_What you are asked to do_
Filter this material down to the lines that hold "React", copying each one.

_Recorded information_
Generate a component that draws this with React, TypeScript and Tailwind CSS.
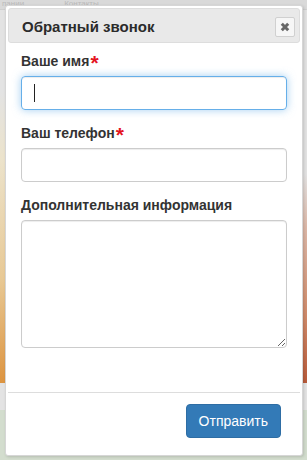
import React from 'react';

// ============================================================================
// CALLBACK DIALOG
// "Обратный звонок" modal over a faded page
// ============================================================================

function Required() {
  return <span className="relative top-[4px] ml-[1px] text-[21px] leading-[0] font-bold text-[#e4151f]">*</span>;
}

function Field({ label, required, children }: { label: string; required?: boolean; children: React.ReactNode }) {
  return (
    <div className="mb-[13px]">
      <label className="block h-[20px] mb-[5px] text-[14px] leading-[20px] font-bold text-[#333333]">
        {label}
        {required && <Required />}
      </label>
      {children}
    </div>
  );
}

export default function App() {
  return (
    <div className="relative w-[307px] h-[460px] overflow-hidden font-['Liberation_Sans',Arial,sans-serif]">
      {/* Page behind the overlay */}
      <div className="flex flex-col h-full">
        <div className="h-[10px] bg-[#d9d9d9] border-b border-[#cfcfcf] overflow-hidden">
          <div className="-mt-[1px] flex gap-[40px] pl-[2px] text-[8px] leading-[10px] text-[#b9b9b9]">
            <span>пании</span>
            <span>Контакты</span>
          </div>
        </div>
        <div className="h-[373px] flex">
          <div className="w-1/2 bg-[linear-gradient(to_bottom,#e3e3e3_0%,#e3e3e3_22%,#ece3cb_40%,#e8c995_72%,#dd9440_100%)]" />
          <div className="w-1/2 bg-[linear-gradient(to_bottom,#e2e2e2_0%,#e2e2e2_44%,#dcb8a8_58%,#cf8a6a_82%,#b85a3a_100%)]" />
        </div>
        <div className="h-[27px] bg-[#e3e3e3]" />
        <div className="flex-1 bg-[#d3ddce]" />
      </div>

      {/* Dialog */}
      <div className="absolute left-[5px] top-[5px] w-[298px] h-[451px] flex flex-col bg-white border border-[#d6d6d6] rounded-[3px] p-[2px] shadow-[1px_1px_3px_rgba(0,0,0,0.15)]">
        {/* Title bar */}
        <div className="h-[35px] shrink-0 flex items-center justify-between pl-[13px] pr-[4px] bg-[#e9e9e9] border border-[#dddddd] rounded-[3px]">
          <span className="pt-[3px] text-[15px] leading-[20px] font-bold text-[#2b2b2b]">Обратный звонок</span>
          <button className="mt-[3px] w-[20px] h-[20px] flex items-center justify-center bg-[#f6f6f6] border border-[#d0d0d0] rounded-[2px]">
            <svg width="10" height="10" viewBox="0 0 10 10">
              <path d="M1.8 1.8 L8.2 8.2 M8.2 1.8 L1.8 8.2" stroke="#666666" strokeWidth="3" strokeLinecap="butt" />
            </svg>
          </button>
        </div>

        {/* Form */}
        <div className="flex-1 px-[13px] pt-[8px]">
          <Field label="Ваше имя" required>
            <div className="relative">
              <input className="block w-full h-[34px] px-[12px] rounded-[4px] border border-[#66afe9] outline-none shadow-[inset_0_1px_1px_rgba(0,0,0,0.075),0_0_8px_rgba(102,175,233,0.6)] text-[14px]" />
              <span className="absolute left-[13px] top-[8px] w-[1px] h-[18px] bg-[#222222]" />
            </div>
          </Field>
          <Field label="Ваш телефон" required>
            <input className="block w-full h-[34px] px-[12px] rounded-[4px] border border-[#cccccc] outline-none shadow-[inset_0_1px_1px_rgba(0,0,0,0.075)] text-[14px]" />
          </Field>
          <Field label="Дополнительная информация">
            <textarea className="block w-full h-[128px] px-[12px] py-[6px] rounded-[4px] border border-[#cccccc] outline-none shadow-[inset_0_1px_1px_rgba(0,0,0,0.075)] text-[14px] resize-y" />
          </Field>
        </div>

        {/* Button pane */}
        <div className="shrink-0 flex justify-end border-t border-[#dddddd] pt-[11px] pb-[15px] pr-[19px]">
          <button className="h-[34px] px-[12px] rounded-[4px] bg-[#337ab7] border border-[#2e6da4] text-white text-[14px] leading-[20px]">
            Отправить
          </button>
        </div>
      </div>
    </div>
  );
}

_Task result_
Generate a component that draws this with React, TypeScript and Tailwind CSS.
import React from 'react';
function Field({ label, required, children }: { label: string; required?: boolean; children: React.ReactNode }) {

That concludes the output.